High Yield Bonds – HYG = 6.5% yield. Support remains at $92.75. Move back towards the previous highs near the $95 level. Manage the position for the dividend as the growth side is uncertain short term. I expect the trading range to remain near term. Use $92.75 as the stop. OR TBF to hedge your position when volatility picks up on the downside.
Corporate Bonds – LQD = 3.6% yield. The jump higher was in response to the rotation of assets towards safety or defensive to the stock market. This is not likely a new trend for the bond, but it starting to act like one. Use stop at the $120.50 level to protect the upside gains.
Municipal Bonds – MUB = 2.8% tax-free yield. The price of the bonds found a bottom built a small base and produced a upside trade opportunity. Watch the current resistance at the $110 level. Moving back towards the resistance at the $111.50 mark. This is a tax-free dividend play with limited upside from growth.
Convertible Bonds – CWB = 3.6% yield. Price had been moving higher on the rally in stocks. Testing the highs again near the $42.50 level. Watch stops and protect your gains.
4) Commodities – Sector Summary:
- The commodity index continued lower with the move lower in both gold and oil setting the markets on edge. It has not looked back and with the acceleration of the decline on Friday and Monday with gold dropping to the to $1361. DBC broke support at $26.80 and continued to track lower closing at 25.90. Without any good news… the downside remained in play along with a small bounce.
- Natural Gas – UNG made the big move higher, but then moved sideways the last three weeks and now a follow through on the upside to end the week. After testing the move higher it is resuming the trek higher currently. Part of the consolidating came from the seasonal transition. For now the commodity continues to drift higher and we will stay with the trade for now with our stops in place.
- Crude Oil – Crude tested lower Thursday and broke below the $91 level on Friday, not to be outdone it fell to the $88 level on Monday. What does this mean looking forward? Downside in play on lack of demand.
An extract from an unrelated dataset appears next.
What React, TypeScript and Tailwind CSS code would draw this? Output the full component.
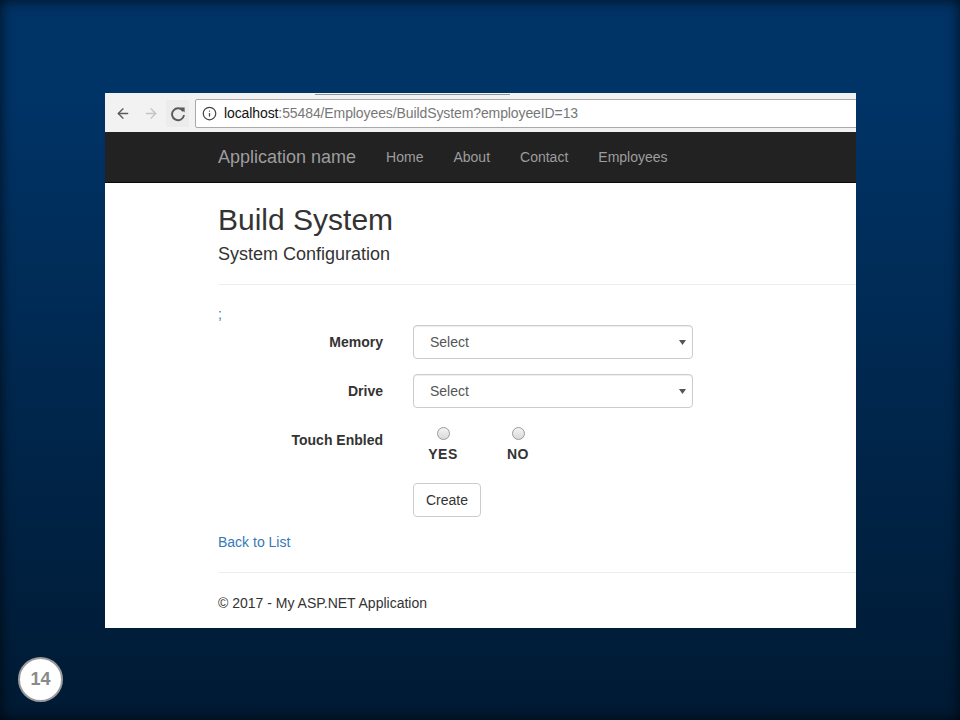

Not short or long currently, but watching to see who offers the best alternative looking forward.
- Gold – The metal has continued to struggle and despite the bounce we have maintained our short position. Friday showed why we have stayed short the pressure is on the downside… right or wrong the trend is holding firm. Monday added icing on the cake of the short trade. Watch you stops and see how low it goes. We will continue to monitor the progress, but short remains the play.
Commodities Rotation Chart:
Natural gas still leading despite the test of the upside. Looking at the chart below you will note that the other nine ETFs of commodities have all turned lower the last week.
5) Global Markets:
Global markets drop on slower economic data in China, Europe and the US. They tested lower on the news in Europe and Ching keep the markets in check. Monday reversed the upside momentum and now we have to watch how the downside unfolds short term. One day at a time.
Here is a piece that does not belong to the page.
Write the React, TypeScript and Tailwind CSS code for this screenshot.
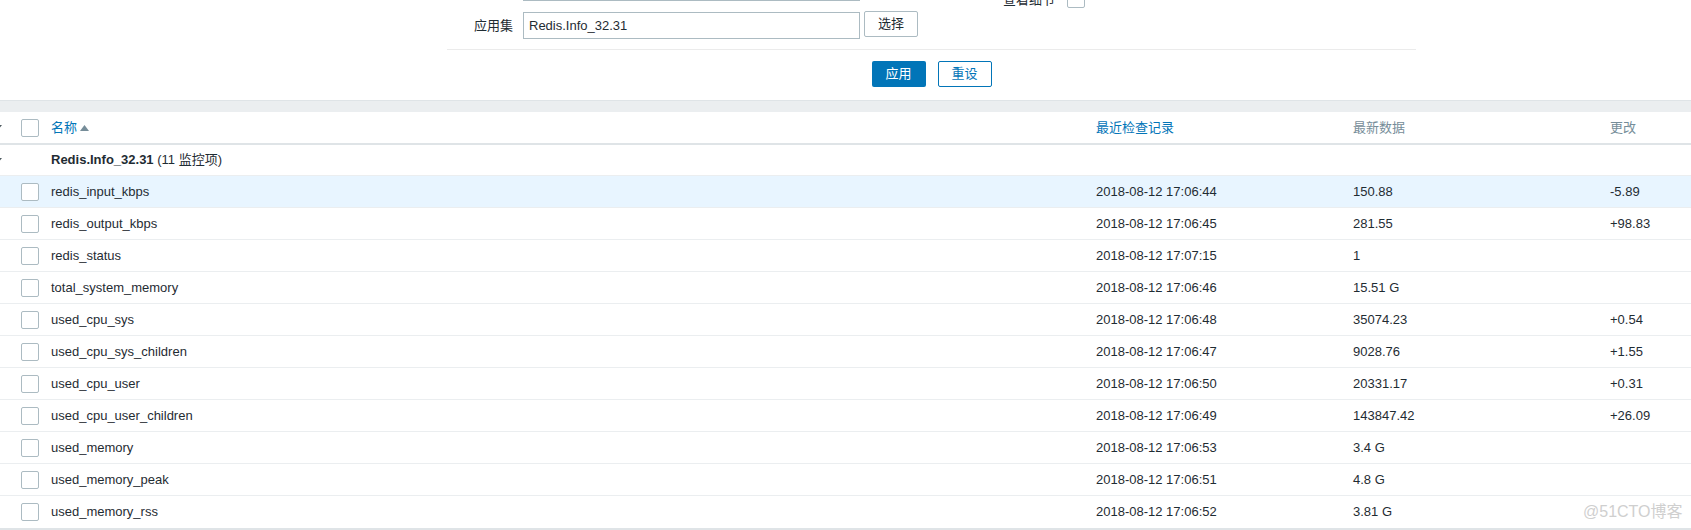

- FXI – Wanted to move higher on the week, faded into the weekend. Downtrend is still in play off the February highs and that is to be respected if the bounce off the low fails to produce a reversal. Still watching the downside or support at this level.
- EFA – Faded and then tested the breakout level. The volatility in the global markets isn’t going away. Watch and let the move validate before making any commitments to the sector. Willing to watch for now to see if any leadership evolves from the global markets.
6) Real Estate (REITS):
Real Estate Index (REITS) – IYR broke through the trading range near the high of $68.50-69.50 and continues to climb to new highs. Watch your stops and take the exit if the selling progresses.
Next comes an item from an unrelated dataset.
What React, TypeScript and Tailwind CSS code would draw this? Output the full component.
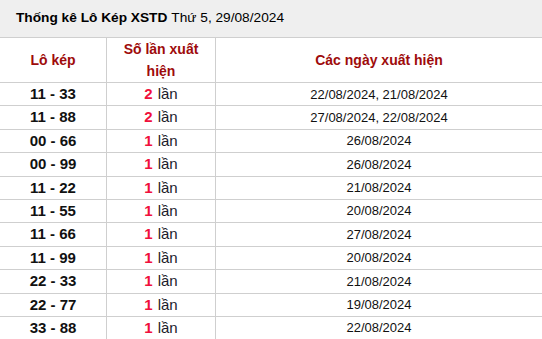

- REM – Mortgage REIT has been testing lower as pressure on the sector has risen of late.
- NLY- Annaly Capital Management – continues the upside trek with some daily volatility. Watch the test lower with stop at $15.50
- RWO – SPDR Global Real Estate ETF is in a positive uptrend and hit a new high. Watch for test of the move if markets struggle.
7) Global Fixed Income:
Sector Summary: Tested lower on Monday with the rest of the world markets.
- The sovereign debt issues are fading again and opening the upside potential as the issues find relief. This offers some short term trading opportunities, but you still have to be aggressive in managing your exposure.
- There are some funds moving in favorable direction of late.
- PAFCX – Bounced off low with the movement in yields going lower. Holds $11.60 worth owning short term.
- PICB – hit support traded sideways and now breaking higher.
- EMB & PCY – Big recovery the last four trading days and interesting in watching.
Watch and play according to your risk tolerance on any position taken. Everyone has different trading styles and you have to find what works for you and your personality. Don’t put yourself in positions you don’t understand or take risk you can’t tolerate. Not every trade results in a profit, but controlling your risk will limit the downside losses.